= Task =
Copy out the data exactly, leaving the pictures behind.

= Material provided =
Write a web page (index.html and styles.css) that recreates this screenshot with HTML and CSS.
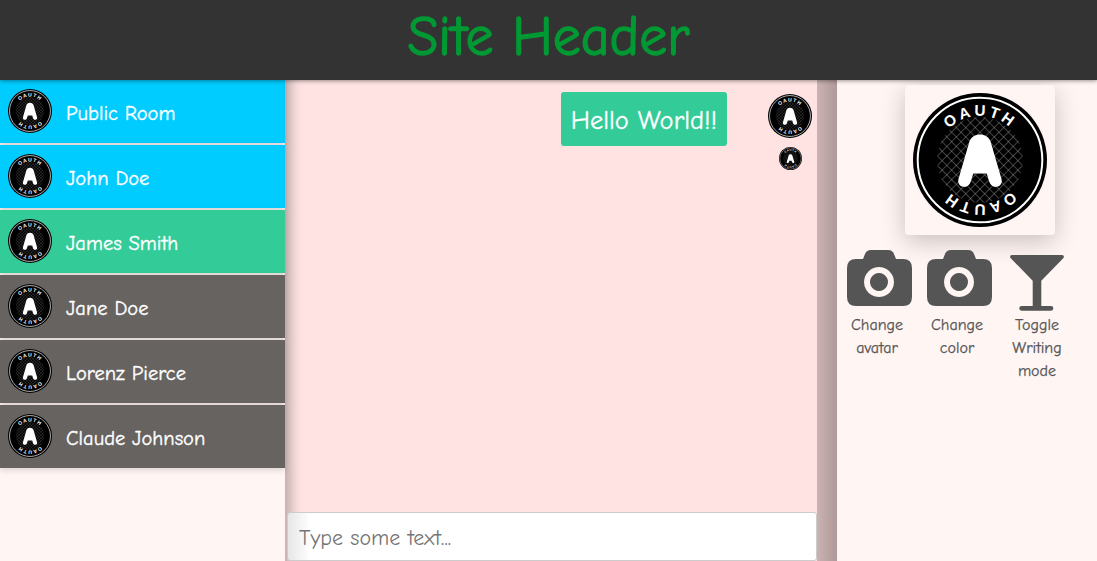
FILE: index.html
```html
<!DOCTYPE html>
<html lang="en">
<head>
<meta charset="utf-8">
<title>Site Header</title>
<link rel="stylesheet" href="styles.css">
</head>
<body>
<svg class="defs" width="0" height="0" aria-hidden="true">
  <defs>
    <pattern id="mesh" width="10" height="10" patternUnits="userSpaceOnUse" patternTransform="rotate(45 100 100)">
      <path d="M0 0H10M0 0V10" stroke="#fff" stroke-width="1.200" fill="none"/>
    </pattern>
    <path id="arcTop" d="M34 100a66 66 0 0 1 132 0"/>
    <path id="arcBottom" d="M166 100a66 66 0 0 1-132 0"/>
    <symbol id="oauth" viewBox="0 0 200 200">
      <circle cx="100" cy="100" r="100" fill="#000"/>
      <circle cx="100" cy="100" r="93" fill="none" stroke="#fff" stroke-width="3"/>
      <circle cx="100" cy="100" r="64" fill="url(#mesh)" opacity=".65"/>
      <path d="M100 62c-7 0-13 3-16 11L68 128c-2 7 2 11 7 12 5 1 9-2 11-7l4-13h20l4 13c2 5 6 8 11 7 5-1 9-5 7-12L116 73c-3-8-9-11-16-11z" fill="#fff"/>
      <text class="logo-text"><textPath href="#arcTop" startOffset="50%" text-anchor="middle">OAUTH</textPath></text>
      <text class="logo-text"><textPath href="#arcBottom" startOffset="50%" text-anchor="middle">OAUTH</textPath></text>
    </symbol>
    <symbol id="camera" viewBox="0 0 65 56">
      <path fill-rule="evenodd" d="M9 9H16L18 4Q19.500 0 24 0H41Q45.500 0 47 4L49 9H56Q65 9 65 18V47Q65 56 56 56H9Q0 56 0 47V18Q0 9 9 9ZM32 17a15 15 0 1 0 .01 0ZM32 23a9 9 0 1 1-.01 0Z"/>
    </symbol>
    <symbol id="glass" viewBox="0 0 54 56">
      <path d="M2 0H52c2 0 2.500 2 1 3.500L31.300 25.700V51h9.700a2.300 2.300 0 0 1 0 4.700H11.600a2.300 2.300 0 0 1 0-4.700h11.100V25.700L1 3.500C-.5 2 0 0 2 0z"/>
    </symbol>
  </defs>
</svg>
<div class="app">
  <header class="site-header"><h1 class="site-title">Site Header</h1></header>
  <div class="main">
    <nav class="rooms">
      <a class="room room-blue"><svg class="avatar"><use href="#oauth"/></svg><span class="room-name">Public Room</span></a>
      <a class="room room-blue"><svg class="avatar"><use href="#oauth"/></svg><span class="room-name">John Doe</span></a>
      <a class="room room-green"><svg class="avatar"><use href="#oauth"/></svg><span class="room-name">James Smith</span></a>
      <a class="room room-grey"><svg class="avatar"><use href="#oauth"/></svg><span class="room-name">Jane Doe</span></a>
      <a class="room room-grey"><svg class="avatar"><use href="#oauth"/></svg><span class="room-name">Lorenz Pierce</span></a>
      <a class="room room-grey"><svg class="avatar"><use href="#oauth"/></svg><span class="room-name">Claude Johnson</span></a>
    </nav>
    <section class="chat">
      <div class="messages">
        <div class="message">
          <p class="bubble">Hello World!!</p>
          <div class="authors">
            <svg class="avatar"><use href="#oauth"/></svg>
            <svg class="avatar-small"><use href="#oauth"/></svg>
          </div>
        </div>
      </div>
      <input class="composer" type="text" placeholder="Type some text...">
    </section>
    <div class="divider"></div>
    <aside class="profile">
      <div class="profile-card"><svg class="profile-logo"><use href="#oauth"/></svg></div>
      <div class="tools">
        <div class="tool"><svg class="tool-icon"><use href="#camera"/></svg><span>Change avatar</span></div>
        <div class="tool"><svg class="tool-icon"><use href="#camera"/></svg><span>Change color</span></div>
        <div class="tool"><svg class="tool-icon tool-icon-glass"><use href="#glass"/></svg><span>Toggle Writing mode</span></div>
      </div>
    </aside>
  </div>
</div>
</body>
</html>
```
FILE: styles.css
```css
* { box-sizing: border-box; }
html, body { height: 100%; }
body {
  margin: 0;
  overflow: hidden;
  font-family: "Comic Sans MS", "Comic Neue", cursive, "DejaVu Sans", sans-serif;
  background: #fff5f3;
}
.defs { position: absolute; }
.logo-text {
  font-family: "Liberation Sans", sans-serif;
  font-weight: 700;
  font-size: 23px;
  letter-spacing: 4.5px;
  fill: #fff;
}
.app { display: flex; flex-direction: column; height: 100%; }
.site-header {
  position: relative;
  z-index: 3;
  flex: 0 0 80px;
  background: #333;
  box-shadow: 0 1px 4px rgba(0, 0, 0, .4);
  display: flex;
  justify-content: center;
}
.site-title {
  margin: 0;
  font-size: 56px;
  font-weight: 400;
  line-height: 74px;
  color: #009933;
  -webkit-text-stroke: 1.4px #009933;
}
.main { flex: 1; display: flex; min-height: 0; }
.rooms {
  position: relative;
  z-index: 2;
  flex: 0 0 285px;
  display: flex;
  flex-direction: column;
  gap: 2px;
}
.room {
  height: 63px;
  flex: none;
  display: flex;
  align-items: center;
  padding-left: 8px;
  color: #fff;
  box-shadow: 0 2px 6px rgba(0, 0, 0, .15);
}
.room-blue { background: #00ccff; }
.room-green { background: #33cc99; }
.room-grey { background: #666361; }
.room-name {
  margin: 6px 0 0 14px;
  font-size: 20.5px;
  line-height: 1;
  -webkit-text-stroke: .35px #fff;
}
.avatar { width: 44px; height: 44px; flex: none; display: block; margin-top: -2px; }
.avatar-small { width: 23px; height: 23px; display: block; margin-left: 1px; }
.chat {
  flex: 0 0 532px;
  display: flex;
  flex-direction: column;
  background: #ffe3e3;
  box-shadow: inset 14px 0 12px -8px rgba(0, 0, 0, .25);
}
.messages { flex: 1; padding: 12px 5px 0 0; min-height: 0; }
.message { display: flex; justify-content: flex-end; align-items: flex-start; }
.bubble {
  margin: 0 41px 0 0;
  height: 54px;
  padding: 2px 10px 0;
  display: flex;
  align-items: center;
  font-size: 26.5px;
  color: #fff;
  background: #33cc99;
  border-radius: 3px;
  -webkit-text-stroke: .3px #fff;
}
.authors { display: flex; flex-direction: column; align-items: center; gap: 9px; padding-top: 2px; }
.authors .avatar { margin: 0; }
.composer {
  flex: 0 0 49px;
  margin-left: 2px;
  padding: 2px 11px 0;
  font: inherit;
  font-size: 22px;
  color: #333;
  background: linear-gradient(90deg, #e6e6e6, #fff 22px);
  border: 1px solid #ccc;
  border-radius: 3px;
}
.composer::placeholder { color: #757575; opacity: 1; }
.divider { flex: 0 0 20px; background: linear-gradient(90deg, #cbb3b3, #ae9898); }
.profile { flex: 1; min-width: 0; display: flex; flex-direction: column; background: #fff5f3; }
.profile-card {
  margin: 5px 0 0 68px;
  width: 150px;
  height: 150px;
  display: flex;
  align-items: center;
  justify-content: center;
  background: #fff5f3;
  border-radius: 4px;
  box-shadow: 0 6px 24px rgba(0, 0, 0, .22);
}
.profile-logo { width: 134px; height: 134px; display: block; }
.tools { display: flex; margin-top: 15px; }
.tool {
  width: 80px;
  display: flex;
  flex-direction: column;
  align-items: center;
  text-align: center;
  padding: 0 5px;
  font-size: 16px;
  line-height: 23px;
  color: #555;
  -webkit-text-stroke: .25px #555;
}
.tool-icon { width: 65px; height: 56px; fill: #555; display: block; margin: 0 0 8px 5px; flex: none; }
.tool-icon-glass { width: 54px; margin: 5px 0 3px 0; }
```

= The answer =
Write a web page (index.html and styles.css) that recreates this screenshot with HTML and CSS.
FILE: index.html
```html
<!DOCTYPE html>
<html lang="en">
<head>
<meta charset="utf-8">
<title>Site Header</title>
<link rel="stylesheet" href="styles.css">
</head>
<body>
<svg class="defs" width="0" height="0" aria-hidden="true">
  <defs>
    <pattern id="mesh" width="10" height="10" patternUnits="userSpaceOnUse" patternTransform="rotate(45 100 100)">
      <path d="M0 0H10M0 0V10" stroke="#fff" stroke-width="1.200" fill="none"/>
    </pattern>
    <path id="arcTop" d="M34 100a66 66 0 0 1 132 0"/>
    <path id="arcBottom" d="M166 100a66 66 0 0 1-132 0"/>
    <symbol id="oauth" viewBox="0 0 200 200">
      <circle cx="100" cy="100" r="100" fill="#000"/>
      <circle cx="100" cy="100" r="93" fill="none" stroke="#fff" stroke-width="3"/>
      <circle cx="100" cy="100" r="64" fill="url(#mesh)" opacity=".65"/>
      <path d="M100 62c-7 0-13 3-16 11L68 128c-2 7 2 11 7 12 5 1 9-2 11-7l4-13h20l4 13c2 5 6 8 11 7 5-1 9-5 7-12L116 73c-3-8-9-11-16-11z" fill="#fff"/>
      <text class="logo-text"><textPath href="#arcTop" startOffset="50%" text-anchor="middle">OAUTH</textPath></text>
      <text class="logo-text"><textPath href="#arcBottom" startOffset="50%" text-anchor="middle">OAUTH</textPath></text>
    </symbol>
    <symbol id="camera" viewBox="0 0 65 56">
      <path fill-rule="evenodd" d="M9 9H16L18 4Q19.500 0 24 0H41Q45.500 0 47 4L49 9H56Q65 9 65 18V47Q65 56 56 56H9Q0 56 0 47V18Q0 9 9 9ZM32 17a15 15 0 1 0 .01 0ZM32 23a9 9 0 1 1-.01 0Z"/>
    </symbol>
    <symbol id="glass" viewBox="0 0 54 56">
      <path d="M2 0H52c2 0 2.500 2 1 3.500L31.300 25.700V51h9.700a2.300 2.300 0 0 1 0 4.700H11.600a2.300 2.300 0 0 1 0-4.700h11.100V25.700L1 3.500C-.5 2 0 0 2 0z"/>
    </symbol>
  </defs>
</svg>
<div class="app">
  <header class="site-header"><h1 class="site-title">Site Header</h1></header>
  <div class="main">
    <nav class="rooms">
      <a class="room room-blue"><svg class="avatar"><use href="#oauth"/></svg><span class="room-name">Public Room</span></a>
      <a class="room room-blue"><svg class="avatar"><use href="#oauth"/></svg><span class="room-name">John Doe</span></a>
      <a class="room room-green"><svg class="avatar"><use href="#oauth"/></svg><span class="room-name">James Smith</span></a>
      <a class="room room-grey"><svg class="avatar"><use href="#oauth"/></svg><span class="room-name">Jane Doe</span></a>
      <a class="room room-grey"><svg class="avatar"><use href="#oauth"/></svg><span class="room-name">Lorenz Pierce</span></a>
      <a class="room room-grey"><svg class="avatar"><use href="#oauth"/></svg><span class="room-name">Claude Johnson</span></a>
    </nav>
    <section class="chat">
      <div class="messages">
        <div class="message">
          <p class="bubble">Hello World!!</p>
          <div class="authors">
            <svg class="avatar"><use href="#oauth"/></svg>
            <svg class="avatar-small"><use href="#oauth"/></svg>
          </div>
        </div>
      </div>
      <input class="composer" type="text" placeholder="Type some text...">
    </section>
    <div class="divider"></div>
    <aside class="profile">
      <div class="profile-card"><svg class="profile-logo"><use href="#oauth"/></svg></div>
      <div class="tools">
        <div class="tool"><svg class="tool-icon"><use href="#camera"/></svg><span>Change avatar</span></div>
        <div class="tool"><svg class="tool-icon"><use href="#camera"/></svg><span>Change color</span></div>
        <div class="tool"><svg class="tool-icon tool-icon-glass"><use href="#glass"/></svg><span>Toggle Writing mode</span></div>
      </div>
    </aside>
  </div>
</div>
</body>
</html>
```
FILE: styles.css
```css
* { box-sizing: border-box; }
html, body { height: 100%; }
body {
  margin: 0;
  overflow: hidden;
  font-family: "Comic Sans MS", "Comic Neue", cursive, "DejaVu Sans", sans-serif;
  background: #fff5f3;
}
.defs { position: absolute; }
.logo-text {
  font-family: "Liberation Sans", sans-serif;
  font-weight: 700;
  font-size: 23px;
  letter-spacing: 4.5px;
  fill: #fff;
}
.app { display: flex; flex-direction: column; height: 100%; }
.site-header {
  position: relative;
  z-index: 3;
  flex: 0 0 80px;
  background: #333;
  box-shadow: 0 1px 4px rgba(0, 0, 0, .4);
  display: flex;
  justify-content: center;
}
.site-title {
  margin: 0;
  font-size: 56px;
  font-weight: 400;
  line-height: 74px;
  color: #009933;
  -webkit-text-stroke: 1.4px #009933;
}
.main { flex: 1; display: flex; min-height: 0; }
.rooms {
  position: relative;
  z-index: 2;
  flex: 0 0 285px;
  display: flex;
  flex-direction: column;
  gap: 2px;
}
.room {
  height: 63px;
  flex: none;
  display: flex;
  align-items: center;
  padding-left: 8px;
  color: #fff;
  box-shadow: 0 2px 6px rgba(0, 0, 0, .15);
}
.room-blue { background: #00ccff; }
.room-green { background: #33cc99; }
.room-grey { background: #666361; }
.room-name {
  margin: 6px 0 0 14px;
  font-size: 20.5px;
  line-height: 1;
  -webkit-text-stroke: .35px #fff;
}
.avatar { width: 44px; height: 44px; flex: none; display: block; margin-top: -2px; }
.avatar-small { width: 23px; height: 23px; display: block; margin-left: 1px; }
.chat {
  flex: 0 0 532px;
  display: flex;
  flex-direction: column;
  background: #ffe3e3;
  box-shadow: inset 14px 0 12px -8px rgba(0, 0, 0, .25);
}
.messages { flex: 1; padding: 12px 5px 0 0; min-height: 0; }
.message { display: flex; justify-content: flex-end; align-items: flex-start; }
.bubble {
  margin: 0 41px 0 0;
  height: 54px;
  padding: 2px 10px 0;
  display: flex;
  align-items: center;
  font-size: 26.5px;
  color: #fff;
  background: #33cc99;
  border-radius: 3px;
  -webkit-text-stroke: .3px #fff;
}
.authors { display: flex; flex-direction: column; align-items: center; gap: 9px; padding-top: 2px; }
.authors .avatar { margin: 0; }
.composer {
  flex: 0 0 49px;
  margin-left: 2px;
  padding: 2px 11px 0;
  font: inherit;
  font-size: 22px;
  color: #333;
  background: linear-gradient(90deg, #e6e6e6, #fff 22px);
  border: 1px solid #ccc;
  border-radius: 3px;
}
.composer::placeholder { color: #757575; opacity: 1; }
.divider { flex: 0 0 20px; background: linear-gradient(90deg, #cbb3b3, #ae9898); }
.profile { flex: 1; min-width: 0; display: flex; flex-direction: column; background: #fff5f3; }
.profile-card {
  margin: 5px 0 0 68px;
  width: 150px;
  height: 150px;
  display: flex;
  align-items: center;
  justify-content: center;
  background: #fff5f3;
  border-radius: 4px;
  box-shadow: 0 6px 24px rgba(0, 0, 0, .22);
}
.profile-logo { width: 134px; height: 134px; display: block; }
.tools { display: flex; margin-top: 15px; }
.tool {
  width: 80px;
  display: flex;
  flex-direction: column;
  align-items: center;
  text-align: center;
  padding: 0 5px;
  font-size: 16px;
  line-height: 23px;
  color: #555;
  -webkit-text-stroke: .25px #555;
}
.tool-icon { width: 65px; height: 56px; fill: #555; display: block; margin: 0 0 8px 5px; flex: none; }
.tool-icon-glass { width: 54px; margin: 5px 0 3px 0; }
```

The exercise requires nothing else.